[Start of Given information]

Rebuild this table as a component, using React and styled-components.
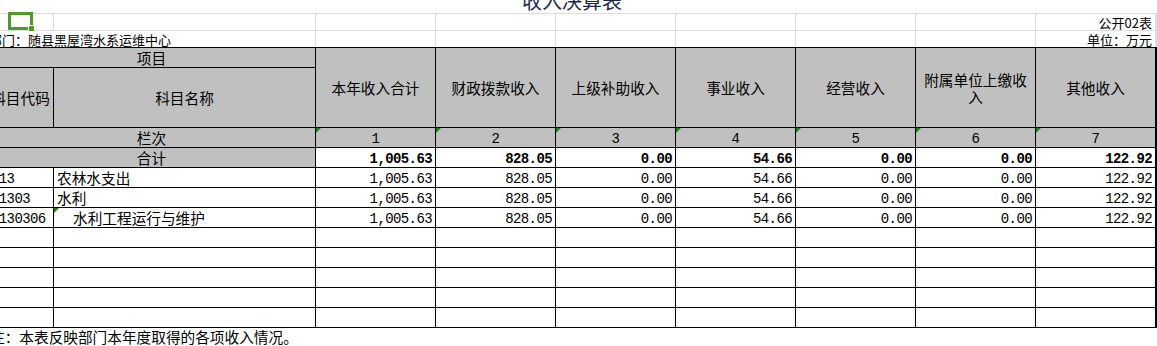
import React from 'react'
import styled, { createGlobalStyle, css } from 'styled-components'

const GlobalStyle = createGlobalStyle`
  html, body {
    margin: 0;
    padding: 0;
    background: #fff;
  }
  body {
    font-family: "Noto Sans CJK SC", "Noto Sans", sans-serif;
    color: #000;
  }
`

const COLS = '65px 261px repeat(7, 119px)'
const CJK = '"Noto Sans CJK SC", "Noto Sans", sans-serif'
const MONO = '"Liberation Mono", "DejaVu Sans Mono", monospace'

const Viewport = styled.div`
  position: relative;
  width: 1157px;
  height: 346px;
  overflow: hidden;
`

const Sheet = styled.div`
  width: 1170px;
  margin-left: -13px;
`

const TitleRow = styled.div`
  height: 13px;
  overflow: hidden;
  border-bottom: 1px solid #dcdcdc;
  display: flex;
  justify-content: center;
`

const Title = styled.span`
  font-size: 20px;
  line-height: 20px;
  margin-top: -9px;
  color: #1c2a4a;
`

const MetaGrid = styled.div`
  display: grid;
  grid-template-columns: ${COLS};
  grid-auto-rows: 16px;
  gap: 1px;
  padding: 0 1px;
  background: #dcdcdc;
`

const MetaCell = styled.div`
  background: #fff;
  display: flex;
  align-items: flex-end;
  justify-content: ${p => (p.$right ? 'flex-end' : 'flex-start')};
  padding: 0 3px 0 1px;
  font-size: 13px;
  line-height: 15px;
  white-space: nowrap;
  grid-column: ${p => p.$span || 'auto'};
`

const Table = styled.div`
  display: grid;
  grid-template-columns: ${COLS};
  grid-template-rows: 19px 59px repeat(10, 19px);
  gap: 1px;
  padding: 1px;
  background: #000;
`

const Cell = styled.div`
  position: relative;
  display: flex;
  align-items: center;
  justify-content: ${p => p.$align || 'flex-start'};
  padding: 0 3px 0 ${p => (p.$indent ? 19 : 3)}px;
  background: ${p => (p.$head ? '#c0c0c0' : '#fff')};
  font-family: ${p => (p.$mono ? MONO : CJK)};
  font-size: ${p => (p.$mono ? '14px' : '14.67px')};
  letter-spacing: ${p => (p.$mono ? '-0.6px' : '0')};
  font-weight: ${p => (p.$bold ? 700 : 400)};
  line-height: 18px;
  white-space: nowrap;
  overflow: hidden;
  grid-column: ${p => p.$col || 'auto'};
  grid-row: ${p => p.$row || 'auto'};

  ${p => p.$mono && css`
    padding-top: 2px;
  `}

  ${p => p.$marked && css`
    &::before {
      content: '';
      position: absolute;
      left: 0;
      top: 0;
      border-top: 5px solid #1e7e1e;
      border-right: 5px solid transparent;
    }
  `}
`

const HeadLabel = styled(Cell)`
  justify-content: center;
  text-align: center;
  white-space: ${p => (p.$wrap ? 'normal' : 'nowrap')};
  padding: 0 ${p => (p.$wrap ? 7 : 0)}px;
  line-height: 17px;
`

const NoteRow = styled.div`
  height: 18px;
  padding-left: 3px;
  display: flex;
  align-items: center;
  font-size: 14.67px;
  line-height: 18px;
  white-space: nowrap;
`

const Selection = styled.div`
  position: absolute;
  left: 8px;
  top: 12px;
  width: 25px;
  height: 18px;
  box-sizing: border-box;
  border: 3px solid #4e9a2a;

  &::after {
    content: '';
    position: absolute;
    right: -4px;
    bottom: -4px;
    width: 5px;
    height: 5px;
    background: #4e9a2a;
    border-left: 1px solid #fff;
    border-top: 1px solid #fff;
  }
`

const headers = ['本年收入合计', '财政拨款收入', '上级补助收入', '事业收入', '经营收入', '附属单位上缴收入', '其他收入']
const totals = ['1,005.63', '828.05', '0.00', '54.66', '0.00', '0.00', '122.92']

const rows = [
  { code: '213', name: '农林水支出', values: totals },
  { code: '21303', name: '水利', values: totals },
  { code: '2130306', name: '水利工程运行与维护', values: totals, indent: true, marked: true },
]

const emptyRows = [0, 1, 2, 3, 4]

const App = () => {
  return (
    <Viewport>
      <GlobalStyle />
      <Sheet>
        <TitleRow>
          <Title>收入决算表</Title>
        </TitleRow>

        <MetaGrid>
          {Array.from({ length: 8 }).map((_, i) => <MetaCell key={'a' + i} />)}
          <MetaCell $right>公开02表</MetaCell>
          <MetaCell $span="1 / 3">部门：随县黑屋湾水系运维中心</MetaCell>
          {Array.from({ length: 6 }).map((_, i) => <MetaCell key={'b' + i} />)}
          <MetaCell $right>单位：万元</MetaCell>
        </MetaGrid>

        <Table>
          <HeadLabel $head $col="1 / 3" $row="1">项目</HeadLabel>
          {headers.map((h, i) => (
            <HeadLabel key={h} $head $wrap $col={String(i + 3)} $row="1 / 3">{h}</HeadLabel>
          ))}
          <HeadLabel $head $col="1" $row="2">科目代码</HeadLabel>
          <HeadLabel $head $col="2" $row="2">科目名称</HeadLabel>

          <Cell $head $align="center" $col="1 / 3">栏次</Cell>
          {headers.map((h, i) => (
            <Cell key={'n' + i} $head $mono $marked $align="center">{i + 1}</Cell>
          ))}

          <Cell $head $align="center" $col="1 / 3">合计</Cell>
          {totals.map((v, i) => (
            <Cell key={'t' + i} $mono $bold $align="flex-end">{v}</Cell>
          ))}

          {rows.map(r => (
            <React.Fragment key={r.code}>
              <Cell $mono>{r.code}</Cell>
              <Cell $indent={r.indent} $marked={r.marked}>{r.name}</Cell>
              {r.values.map((v, i) => (
                <Cell key={i} $mono $align="flex-end">{v}</Cell>
              ))}
            </React.Fragment>
          ))}

          {emptyRows.map(k => (
            <React.Fragment key={'e' + k}>
              {Array.from({ length: 9 }).map((_, i) => <Cell key={i} />)}
            </React.Fragment>
          ))}
        </Table>

        <NoteRow>注：本表反映部门本年度取得的各项收入情况。</NoteRow>
      </Sheet>
      <Selection />
    </Viewport>
  )
}

export default App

[End of Given information]

Task prompt.
The data above needs to be retyped exactly, with the images left out.

Full solution.
Rebuild this table as a component, using React and styled-components.
import React from 'react'
import styled, { createGlobalStyle, css } from 'styled-components'

const GlobalStyle = createGlobalStyle`
  html, body {
    margin: 0;
    padding: 0;
    background: #fff;
  }
  body {
    font-family: "Noto Sans CJK SC", "Noto Sans", sans-serif;
    color: #000;
  }
`

const COLS = '65px 261px repeat(7, 119px)'
const CJK = '"Noto Sans CJK SC", "Noto Sans", sans-serif'
const MONO = '"Liberation Mono", "DejaVu Sans Mono", monospace'

const Viewport = styled.div`
  position: relative;
  width: 1157px;
  height: 346px;
  overflow: hidden;
`

const Sheet = styled.div`
  width: 1170px;
  margin-left: -13px;
`

const TitleRow = styled.div`
  height: 13px;
  overflow: hidden;
  border-bottom: 1px solid #dcdcdc;
  display: flex;
  justify-content: center;
`

const Title = styled.span`
  font-size: 20px;
  line-height: 20px;
  margin-top: -9px;
  color: #1c2a4a;
`

const MetaGrid = styled.div`
  display: grid;
  grid-template-columns: ${COLS};
  grid-auto-rows: 16px;
  gap: 1px;
  padding: 0 1px;
  background: #dcdcdc;
`

const MetaCell = styled.div`
  background: #fff;
  display: flex;
  align-items: flex-end;
  justify-content: ${p => (p.$right ? 'flex-end' : 'flex-start')};
  padding: 0 3px 0 1px;
  font-size: 13px;
  line-height: 15px;
  white-space: nowrap;
  grid-column: ${p => p.$span || 'auto'};
`

const Table = styled.div`
  display: grid;
  grid-template-columns: ${COLS};
  grid-template-rows: 19px 59px repeat(10, 19px);
  gap: 1px;
  padding: 1px;
  background: #000;
`

const Cell = styled.div`
  position: relative;
  display: flex;
  align-items: center;
  justify-content: ${p => p.$align || 'flex-start'};
  padding: 0 3px 0 ${p => (p.$indent ? 19 : 3)}px;
  background: ${p => (p.$head ? '#c0c0c0' : '#fff')};
  font-family: ${p => (p.$mono ? MONO : CJK)};
  font-size: ${p => (p.$mono ? '14px' : '14.67px')};
  letter-spacing: ${p => (p.$mono ? '-0.6px' : '0')};
  font-weight: ${p => (p.$bold ? 700 : 400)};
  line-height: 18px;
  white-space: nowrap;
  overflow: hidden;
  grid-column: ${p => p.$col || 'auto'};
  grid-row: ${p => p.$row || 'auto'};

  ${p => p.$mono && css`
    padding-top: 2px;
  `}

  ${p => p.$marked && css`
    &::before {
      content: '';
      position: absolute;
      left: 0;
      top: 0;
      border-top: 5px solid #1e7e1e;
      border-right: 5px solid transparent;
    }
  `}
`

const HeadLabel = styled(Cell)`
  justify-content: center;
  text-align: center;
  white-space: ${p => (p.$wrap ? 'normal' : 'nowrap')};
  padding: 0 ${p => (p.$wrap ? 7 : 0)}px;
  line-height: 17px;
`

const NoteRow = styled.div`
  height: 18px;
  padding-left: 3px;
  display: flex;
  align-items: center;
  font-size: 14.67px;
  line-height: 18px;
  white-space: nowrap;
`

const Selection = styled.div`
  position: absolute;
  left: 8px;
  top: 12px;
  width: 25px;
  height: 18px;
  box-sizing: border-box;
  border: 3px solid #4e9a2a;

  &::after {
    content: '';
    position: absolute;
    right: -4px;
    bottom: -4px;
    width: 5px;
    height: 5px;
    background: #4e9a2a;
    border-left: 1px solid #fff;
    border-top: 1px solid #fff;
  }
`

const headers = ['本年收入合计', '财政拨款收入', '上级补助收入', '事业收入', '经营收入', '附属单位上缴收入', '其他收入']
const totals = ['1,005.63', '828.05', '0.00', '54.66', '0.00', '0.00', '122.92']

const rows = [
  { code: '213', name: '农林水支出', values: totals },
  { code: '21303', name: '水利', values: totals },
  { code: '2130306', name: '水利工程运行与维护', values: totals, indent: true, marked: true },
]

const emptyRows = [0, 1, 2, 3, 4]

const App = () => {
  return (
    <Viewport>
      <GlobalStyle />
      <Sheet>
        <TitleRow>
          <Title>收入决算表</Title>
        </TitleRow>

        <MetaGrid>
          {Array.from({ length: 8 }).map((_, i) => <MetaCell key={'a' + i} />)}
          <MetaCell $right>公开02表</MetaCell>
          <MetaCell $span="1 / 3">部门：随县黑屋湾水系运维中心</MetaCell>
          {Array.from({ length: 6 }).map((_, i) => <MetaCell key={'b' + i} />)}
          <MetaCell $right>单位：万元</MetaCell>
        </MetaGrid>

        <Table>
          <HeadLabel $head $col="1 / 3" $row="1">项目</HeadLabel>
          {headers.map((h, i) => (
            <HeadLabel key={h} $head $wrap $col={String(i + 3)} $row="1 / 3">{h}</HeadLabel>
          ))}
          <HeadLabel $head $col="1" $row="2">科目代码</HeadLabel>
          <HeadLabel $head $col="2" $row="2">科目名称</HeadLabel>

          <Cell $head $align="center" $col="1 / 3">栏次</Cell>
          {headers.map((h, i) => (
            <Cell key={'n' + i} $head $mono $marked $align="center">{i + 1}</Cell>
          ))}

          <Cell $head $align="center" $col="1 / 3">合计</Cell>
          {totals.map((v, i) => (
            <Cell key={'t' + i} $mono $bold $align="flex-end">{v}</Cell>
          ))}

          {rows.map(r => (
            <React.Fragment key={r.code}>
              <Cell $mono>{r.code}</Cell>
              <Cell $indent={r.indent} $marked={r.marked}>{r.name}</Cell>
              {r.values.map((v, i) => (
                <Cell key={i} $mono $align="flex-end">{v}</Cell>
              ))}
            </React.Fragment>
          ))}

          {emptyRows.map(k => (
            <React.Fragment key={'e' + k}>
              {Array.from({ length: 9 }).map((_, i) => <Cell key={i} />)}
            </React.Fragment>
          ))}
        </Table>

        <NoteRow>注：本表反映部门本年度取得的各项收入情况。</NoteRow>
      </Sheet>
      <Selection />
    </Viewport>
  )
}

export default App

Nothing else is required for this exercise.